日本語の系統



 現在までの諸学者たちの研究成果では、日本語と他の諸言語との親族関係
は、琉球語とのそれを除いては、証明されていないといわなければならない。(琉球語が日本語と同系であることは証明ずみである。)
 しかし、日本語と同系である蓋然性の最も大きいのは、朝鮮語・アルタイ諸言語であるといってよいと思う。 
 日本語の系統を明らかにすることはきわめて困難であるが、それかといって、日本語は他の言語と親族関係を有しないのだと断定することは、もちろんできない。また、日本語は混淆語であるなどと断ずることも危険である。完全な意味での混淆語は用意に成立し得ないであろう。

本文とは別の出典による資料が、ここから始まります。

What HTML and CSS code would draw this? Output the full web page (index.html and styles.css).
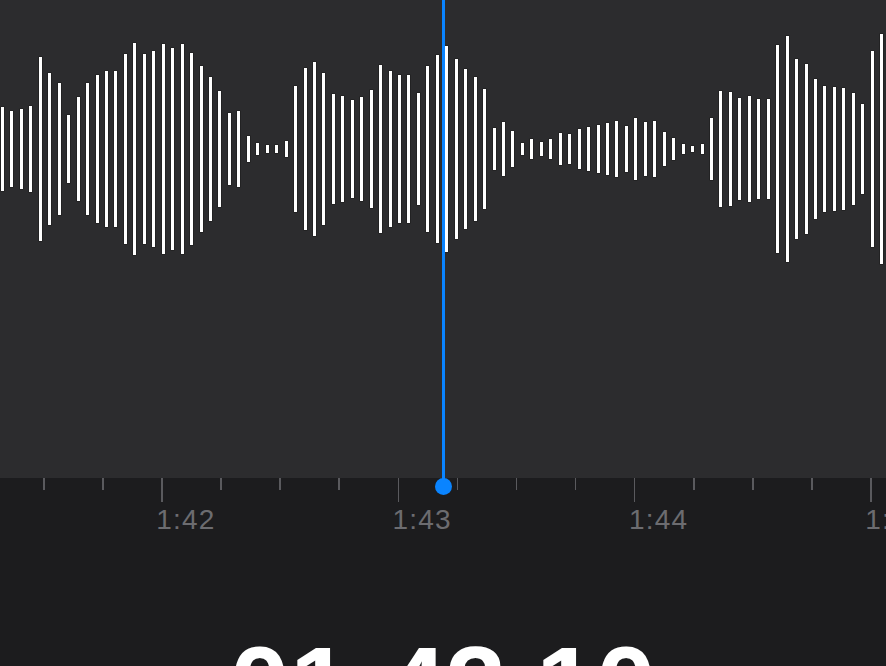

たとえ語彙の圧倒的大部分が外国語からの借用語であっても、音韻体系と形態が固有のものである限り、その言語は混淆語になったとみることはできない。音韻体系と形態が二つの言語の混淆であるというような言語は、おそらく有り得ないであろう。

 日本語の系統(2)

 (略)問題なのは、日本祖語の話された場所である。
 機内地方から琉球地方へ、そのような移住が起こったとするのは無理だから、日本祖語の位置を九州あたりにおくのが適当ではないかとの考えがまず浮かんでくる。
 (中略)
 日本祖語はだいたい弥生式文化の言語であったということができよう。

 言語学の巨人服部四郎は、その名著「日本語の系統」において、緻密な論理と実証により、日本語の系統に鋭く迫った。そこで、今日の日本語の起源が、弥生時代の北九州で話された言語ではないかという説を提示した。